Using explicitly defined copy constructors

There is clearly a need to explicitly define a copy constructor that correctly copies vals.  Suppose someone has now defined an acceptable copy constructor, in addition to the default constructor:

class Array { private: int size; int* vals; public: ~Array(); Array( int s, int* v ); Array( const Array& a ); }; Array::Array( const Array &a ) { size = a.size; vals = new int[ a.size ]; std::copy( a.vals, a.vals + size, vals ); }

This improves the situation in that the code will not crash when exiting the main loop. But we’re not in the clear yet.

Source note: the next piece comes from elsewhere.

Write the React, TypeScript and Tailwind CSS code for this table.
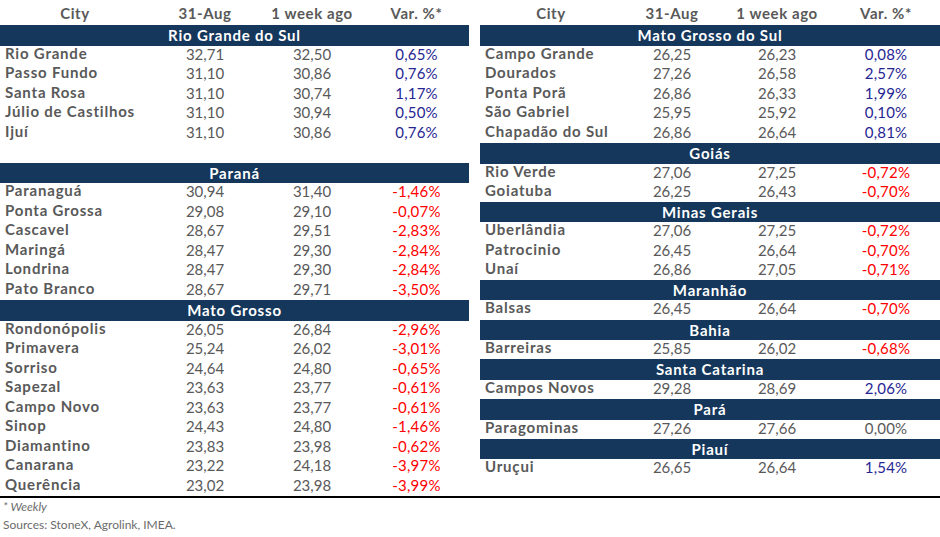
import React from "react";

type Row = [string, string, string, string];
type Group = { title: string; rows: Row[]; after?: number };

const left: Group[] = [
  {
    title: "Rio Grande do Sul",
    rows: [
      ["Rio Grande", "32,71", "32,50", "0,65%"],
      ["Passo Fundo", "31,10", "30,86", "0,76%"],
      ["Santa Rosa", "31,10", "30,74", "1,17%"],
      ["Júlio de Castilhos", "31,10", "30,94", "0,50%"],
      ["Ijuí", "31,10", "30,86", "0,76%"],
    ],
    after: 1,
  },
  {
    title: "Paraná",
    rows: [
      ["Paranaguá", "30,94", "31,40", "-1,46%"],
      ["Ponta Grossa", "29,08", "29,10", "-0,07%"],
      ["Cascavel", "28,67", "29,51", "-2,83%"],
      ["Maringá", "28,47", "29,30", "-2,84%"],
      ["Londrina", "28,47", "29,30", "-2,84%"],
      ["Pato Branco", "28,67", "29,71", "-3,50%"],
    ],
  },
  {
    title: "Mato Grosso",
    rows: [
      ["Rondonópolis", "26,05", "26,84", "-2,96%"],
      ["Primavera", "25,24", "26,02", "-3,01%"],
      ["Sorriso", "24,64", "24,80", "-0,65%"],
      ["Sapezal", "23,63", "23,77", "-0,61%"],
      ["Campo Novo", "23,63", "23,77", "-0,61%"],
      ["Sinop", "24,43", "24,80", "-1,46%"],
      ["Diamantino", "23,83", "23,98", "-0,62%"],
      ["Canarana", "23,22", "24,18", "-3,97%"],
      ["Querência", "23,02", "23,98", "-3,99%"],
    ],
  },
];

const right: Group[] = [
  {
    title: "Mato Grosso do Sul",
    rows: [
      ["Campo Grande", "26,25", "26,23", "0,08%"],
      ["Dourados", "27,26", "26,58", "2,57%"],
      ["Ponta Porã", "26,86", "26,33", "1,99%"],
      ["São Gabriel", "25,95", "25,92", "0,10%"],
      ["Chapadão do Sul", "26,86", "26,64", "0,81%"],
    ],
  },
  {
    title: "Goiás",
    rows: [
      ["Rio Verde", "27,06", "27,25", "-0,72%"],
      ["Goiatuba", "26,25", "26,43", "-0,70%"],
    ],
  },
  {
    title: "Minas Gerais",
    rows: [
      ["Uberlândia", "27,06", "27,25", "-0,72%"],
      ["Patrocinio", "26,45", "26,64", "-0,70%"],
      ["Unaí", "26,86", "27,05", "-0,71%"],
    ],
  },
  { title: "Maranhão", rows: [["Balsas", "26,45", "26,64", "-0,70%"]] },
  { title: "Bahia", rows: [["Barreiras", "25,85", "26,02", "-0,68%"]] },
  { title: "Santa Catarina", rows: [["Campos Novos", "29,28", "28,69", "2,06%"]] },
  { title: "Pará", rows: [["Paragominas", "27,26", "27,66", "0,00%"]] },
  { title: "Piauí", rows: [["Uruçui", "26,65", "26,64", "1,54%"]] },
];

const font = { fontFamily: '"Lato", "Noto Sans", sans-serif' };

function varColor(v: string) {
  if (v.startsWith("-")) return "text-[#ff0000]";
  if (v === "0,00%") return "text-[#595959]";
  return "text-[#262693]";
}

function Table({
  groups,
  cols,
  rowH,
  firstRowH,
}: {
  groups: Group[];
  cols: string;
  rowH: string;
  firstRowH: string;
}) {
  return (
    <div className="flex flex-col">
      <div className={`grid ${cols} h-[25px] pt-[2px] items-center text-[15px] font-bold text-[#595959] tracking-[0.6px]`}>
        <div className="text-center">City</div>
        <div className="text-center">31-Aug</div>
        <div className="text-center">1 week ago</div>
        <div className="text-center">Var. %*</div>
      </div>
      {groups.map((g, gi) => (
        <div key={g.title} className="flex flex-col">
          <div className="h-[20.5px] bg-[#14375b] flex items-center justify-center text-white text-[15px] font-bold tracking-[0.8px]">
            {g.title}
          </div>
          {g.rows.map((r) => (
            <div
              key={r[0]}
              className={`grid ${cols} ${gi === 0 ? firstRowH : rowH} items-start text-[15px] leading-[15px] text-[#595959]`}
            >
              <div className="pl-[5px] font-bold whitespace-nowrap tracking-[0.8px]">{r[0]}</div>
              <div className="text-center pt-[1px]">{r[1]}</div>
              <div className="text-center pt-[1px]">{r[2]}</div>
              <div className={`text-center pt-[1px] tracking-[0.2px] ${varColor(r[3])}`}>{r[3]}</div>
            </div>
          ))}
          {g.after ? <div className="h-[19.5px]" /> : null}
        </div>
      ))}
    </div>
  );
}

export default function App() {
  return (
    <div className="w-[940px] h-[537px] bg-white flex flex-col" style={font}>
      <div className="flex h-[496px] gap-[11px]">
        <div className="w-[469px]">
          <Table
            groups={left}
            cols="grid-cols-[150px_110px_104px_1fr]"
            rowH="h-[19.5px]"
            firstRowH="h-[19.5px]"
          />
        </div>
        <div className="flex-1">
          <Table
            groups={right}
            cols="grid-cols-[142px_100px_110px_1fr]"
            rowH="h-[19.2px]"
            firstRowH="h-[19.5px]"
          />
        </div>
      </div>
      <div className="border-t-2 border-black" />
      <div className="pl-[3px] text-[12px] text-[#6b6b6b] italic leading-[18px]">* Weekly</div>
      <div className="pl-[3px] text-[12px] text-[#6b6b6b] leading-[18px]">Sources: StoneX, Agrolink, IMEA.</div>
    </div>
  );
}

It is still vulnerable to a crash as soon as someone has a go at assigning an instance of Array.

Now try this:

int main() { int vals[ 4 ] = { 1, 2, 3, 4 }; Array a1( 4, vals ); Array a2( a1 ); a1 = a2; return 0; } // Bam!

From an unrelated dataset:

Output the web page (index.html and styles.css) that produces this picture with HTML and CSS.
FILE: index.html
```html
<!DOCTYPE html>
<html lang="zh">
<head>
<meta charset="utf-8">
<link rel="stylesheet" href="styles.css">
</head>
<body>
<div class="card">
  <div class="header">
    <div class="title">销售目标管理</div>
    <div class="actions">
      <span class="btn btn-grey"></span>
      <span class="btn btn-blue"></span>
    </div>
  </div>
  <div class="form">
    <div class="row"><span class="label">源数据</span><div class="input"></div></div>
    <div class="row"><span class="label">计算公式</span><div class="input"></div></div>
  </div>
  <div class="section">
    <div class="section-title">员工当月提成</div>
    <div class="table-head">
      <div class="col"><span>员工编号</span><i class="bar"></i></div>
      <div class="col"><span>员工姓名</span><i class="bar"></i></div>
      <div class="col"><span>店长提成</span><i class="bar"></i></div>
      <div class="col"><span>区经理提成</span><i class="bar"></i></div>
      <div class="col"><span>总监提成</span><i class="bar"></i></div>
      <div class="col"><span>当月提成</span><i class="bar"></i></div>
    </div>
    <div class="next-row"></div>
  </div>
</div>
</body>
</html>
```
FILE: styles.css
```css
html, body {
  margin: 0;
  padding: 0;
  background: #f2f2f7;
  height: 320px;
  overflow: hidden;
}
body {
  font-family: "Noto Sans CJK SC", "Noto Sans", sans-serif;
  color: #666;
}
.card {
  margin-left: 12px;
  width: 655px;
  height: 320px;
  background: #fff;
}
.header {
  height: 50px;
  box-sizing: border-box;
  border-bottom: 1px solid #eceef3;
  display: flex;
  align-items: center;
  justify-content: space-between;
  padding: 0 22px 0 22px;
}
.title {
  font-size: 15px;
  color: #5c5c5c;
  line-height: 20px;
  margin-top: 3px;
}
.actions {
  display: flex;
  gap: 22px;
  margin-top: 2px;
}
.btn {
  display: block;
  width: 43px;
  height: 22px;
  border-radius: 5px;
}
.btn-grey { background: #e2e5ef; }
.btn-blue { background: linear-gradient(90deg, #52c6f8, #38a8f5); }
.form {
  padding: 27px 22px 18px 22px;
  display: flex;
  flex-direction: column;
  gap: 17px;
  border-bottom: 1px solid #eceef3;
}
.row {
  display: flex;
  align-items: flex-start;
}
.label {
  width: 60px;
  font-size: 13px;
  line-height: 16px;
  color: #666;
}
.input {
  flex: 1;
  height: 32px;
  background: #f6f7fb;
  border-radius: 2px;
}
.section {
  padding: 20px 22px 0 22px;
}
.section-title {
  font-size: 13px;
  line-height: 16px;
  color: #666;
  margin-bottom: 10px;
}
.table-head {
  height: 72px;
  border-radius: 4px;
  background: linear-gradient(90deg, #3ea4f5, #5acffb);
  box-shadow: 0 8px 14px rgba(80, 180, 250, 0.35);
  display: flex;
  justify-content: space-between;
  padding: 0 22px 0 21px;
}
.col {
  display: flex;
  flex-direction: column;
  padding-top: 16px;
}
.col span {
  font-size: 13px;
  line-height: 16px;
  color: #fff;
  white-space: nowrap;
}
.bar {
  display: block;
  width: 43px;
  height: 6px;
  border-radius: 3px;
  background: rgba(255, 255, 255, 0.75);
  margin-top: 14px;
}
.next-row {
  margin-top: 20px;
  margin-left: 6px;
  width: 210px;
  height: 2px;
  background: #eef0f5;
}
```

As before two instances of vals are allocated, and the two then get deleted just fine. So why the crash again?  As before, both instances of Array are pointing to the same instance of vals.  This is due to the default assignment operator that gets called, unless one is explicitly defined.  It only knows how to assign the pointer to vals.  Consequently you also need to explicitly define an assignment operator to complement the copy constructor. Full code listing as follows.

The full picture: copy constructors and assignment operator

#include <algorithm> class Array { private: int size; int* vals; public: ~Array(); Array( int s, int* v ); Array( const Array& a ); Array& operator=( const Array& a ); }; Array::~Array() { delete vals; vals = NULL; } Array::Array( int s, int* v ) { size = s; vals = new int[ size ]; std::copy( v, v + size, vals ); } Array::Array( const Array &a ) { size = a.size; vals = new int[ a.size ]; std::copy( a.vals, a.vals + size, vals ); } Array& Array::operator =(const Array &a) { if ( &a != this ) { size = a.size; vals = new int[ a.size ]; std::copy( a.vals, a.vals + size, vals ); } return *this; } int main() { int vals[ 4 ] = { 1, 2, 3, 4 }; Array a1( 4, vals ); Array a2( a1 ); a1 = a2; return 0; }

Three special kinds of member functions are never inherited:

  1. Copy constructors

  2. Copy assignment operators

  3. Destructors

These three functions are generated automatically by the compiler for classes that do not specify them.

Why Are These Functions Special?

The base class functions are not sufficient to initialize, copy, or destroy a derived instance.

Constructors

For a class that inherits from another, the base class constructor must be called as part of its initialization process. The derived constructor may specify which base class constructor is called in its initialization list.

A class with no constructors is automatically given a compiler-generated, , default constructor that calls the default constructor for each of its base classes. If a class has some constructors but no default constructor, then it has no default initialization. In this case, any derived class constructor must make an explicit base class constructor call in its initialization list.

Order of Initialization

Initialization proceeds in the following order:

  1. Base classes first, in the order in which they are listed in the classHead of the derived class

  2. Data members, in declaration order

Copy Assignment Operators

A copy assignment operator is automatically generated by the compiler for each class that does not have one explicitly defined for it. Because base class data members are generally private, the derived class copy assignment operator must call the base class assignment operator (for each base class) for memberwise copying of those data members to happen. After that, it can perform memberwise assignments of derived class data members.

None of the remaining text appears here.